Carroll Avenue is a street in Angelino Heights, one of the older neighborhoods of Los Angeles. It consists of Victorian-era houses within a picturesque neighborhood and has served as the backdrop for countless motion pictures.

History
Carroll Avenue is one of Los Angeles' first suburbs, and bears its name well, as it brings the city many tourists and visitors. The houses, or rather Victorian manors, are now used as private homes, as they were in the 19th century.

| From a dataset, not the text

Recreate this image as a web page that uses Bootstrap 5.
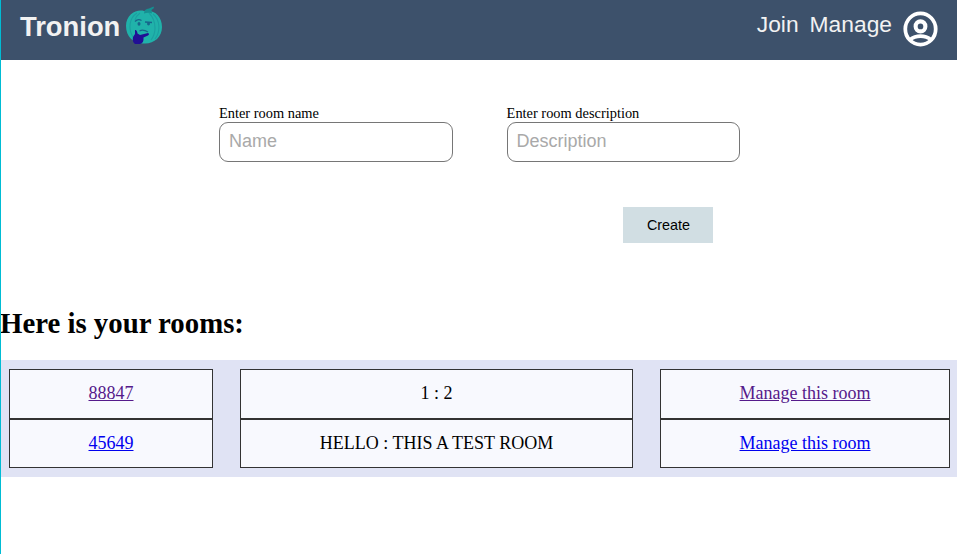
<!DOCTYPE html>
<html lang="en">
<head>
<meta charset="utf-8">
<meta name="viewport" content="width=device-width, initial-scale=1">
<title>Tronion</title>
<link href="https://cdn.jsdelivr.net/npm/bootstrap@5.3.0/dist/css/bootstrap.min.css" rel="stylesheet">
<style>
body{font-family:"Liberation Serif",serif;font-size:14.4px;line-height:17px;color:#000;background:#fff;border-left:1px solid #00bcd4;min-height:100vh}
.topbar{height:60px;background:#3d516b;padding:0 16px 0 19px;font-family:"Liberation Sans",sans-serif}
.topbar a{color:#f2f2f2;text-decoration:none}
.brand{font-size:27.36px;font-weight:700;line-height:30px;margin-top:12px}
.logo{width:40px;height:44px;margin:4px 0 0 4px}
.menu{font-size:22.8px;line-height:26px;margin-top:11px;gap:11px}
.avatar{width:41px;height:42px;margin:8px 0 0 8px}
.room-form{padding:45px 217px 0 218px}
.fields{display:grid;grid-template-columns:234px 233.4px;column-gap:53.6px}
.room-form label{margin:0;display:block}
.room-form .form-control{height:40px;border:1px solid #767676;border-radius:9px;padding:0 9px 2px;font:18px "Liberation Sans",sans-serif}
.room-form .form-control::placeholder{color:#a9a9a9;opacity:1}
.room-form .btn{width:90px;height:36px;margin:45px 27px 0 0;padding:0 0 0 1px;border:0;border-radius:0;background:#d1dee3;color:#000;font:14.4px "Liberation Sans",sans-serif}
.rooms-title{font-size:28.8px;font-weight:700;line-height:33px;margin:64px 0 20px -1px}
.rooms{background:#e0e3f4;padding:9px 7px 9px 8px}
.room-row{display:grid;grid-template-columns:204px 393px 290px;column-gap:27px;height:50px;font-size:18px;line-height:20px}
.room-row:last-child{height:49px}
.room-row>div{border:1px solid #333;background:#f8f9fe;text-align:center;padding-top:13px}
.rooms a{color:#00e;text-decoration:underline}
.rooms a.seen{color:#551a8b}
</style>
<script src="https://cdn.jsdelivr.net/npm/bootstrap@5.3.0/dist/js/bootstrap.bundle.min.js"></script>
</head>
<body>
<header class="topbar d-flex align-items-start">
  <a class="brand" href="#">Tronion</a>
  <svg class="logo" viewBox="0 0 40 44" aria-hidden="true">
    <path d="M20 7C12 5 2 11 2 22C2 33 10 40 20 39.500C30 40 38 33 38 23C38 12 30 5 20 7Z" fill="#20b2aa"/>
    <path d="M20 9.500Q20 5 25 4.500L29.500 2.500 30 4 27.500 6 28 9.500Q24 8 20 9.500Z" fill="#168f91"/>
    <path d="M13 9C5 14 4 25 9 33M16 9Q12 12 11 16M29 10C36 16 37 27 31 35M25 9Q31 15 31 24Q31 31 27 36" fill="none" stroke="#1b9fa0" stroke-width="1.100"/>
    <path d="M11 17.500Q14 14.500 17.500 16.500M21 18L28 18.500" fill="none" stroke="#17668b" stroke-width="1.300"/>
    <ellipse cx="15" cy="19.800" rx="1.500" ry="1.900" fill="#17668b"/><ellipse cx="24.500" cy="19.800" rx="1.500" ry="1.600" fill="#17668b"/>
    <path d="M15.500 27Q19 25 24 28" fill="none" stroke="#17668b" stroke-width="1.200"/>
    <path d="M11 26Q13 25.500 13.500 29.500L16 31 24 29Q26 30 24 31.500L19.500 33.500Q20 39 16 40H11Q8 38 9 33L11 30Z" fill="#210f95"/>
  </svg>
  <nav class="menu d-flex ms-auto"><a href="#">Join</a><a href="#">Manage</a></nav>
  <svg class="avatar" viewBox="0 0 24 24" preserveAspectRatio="none" fill="none" stroke="#fff" stroke-width="2.200" aria-label="Profile">
    <circle cx="12" cy="12" r="8.900"/><circle cx="12" cy="10.500" r="2.850" stroke-width="2.400"/>
    <path d="M5.800 18.200Q8.500 16.100 12 16.100T18.200 18.200"/>
  </svg>
</header>
<main>
  <form class="room-form">
    <div class="fields">
      <div><label for="name">Enter room name</label><input id="name" class="form-control" placeholder="Name"></div>
      <div><label for="desc">Enter room description</label><input id="desc" class="form-control" placeholder="Description"></div>
    </div>
    <div class="d-flex justify-content-end"><button type="button" class="btn">Create</button></div>
  </form>
  <h1 class="rooms-title">Here is your rooms:</h1>
  <section class="rooms">
    <div class="room-row"><div><a class="seen" href="#">88847</a></div><div>1 : 2</div><div><a class="seen" href="#">Manage this room</a></div></div>
    <div class="room-row"><div><a href="#">45649</a></div><div>HELLO : THIS A TEST ROOM</div><div><a href="#">Manage this room</a></div></div>
  </section>
</main>
</body>
</html>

Some of the more well known residents from the Victorian era include: merchant Aaron P. Philips in 1887, real estate agent Charles C. Haskin in 1894, and warehouse operator Michael Sanders in 1887.  One of Los Angeles' first City Councilmen, Daniel Innes, resided at 1329 Carroll Avenue.

The house at 1345 Carroll Avenue was used in the final scene of Michael Jackson's Thriller.

The house at 1329 Carroll Avenue was used as the home for the main characters in the supernatural drama television series Charmed.

The house at 1324 Carroll Avenue was used for the main home in Adam Sandler's 2006 comedy Grandma's Boy.

Historic designations

The entire 1300 block of Carroll Avenue was listed under the National Register of Historic Places in 1976.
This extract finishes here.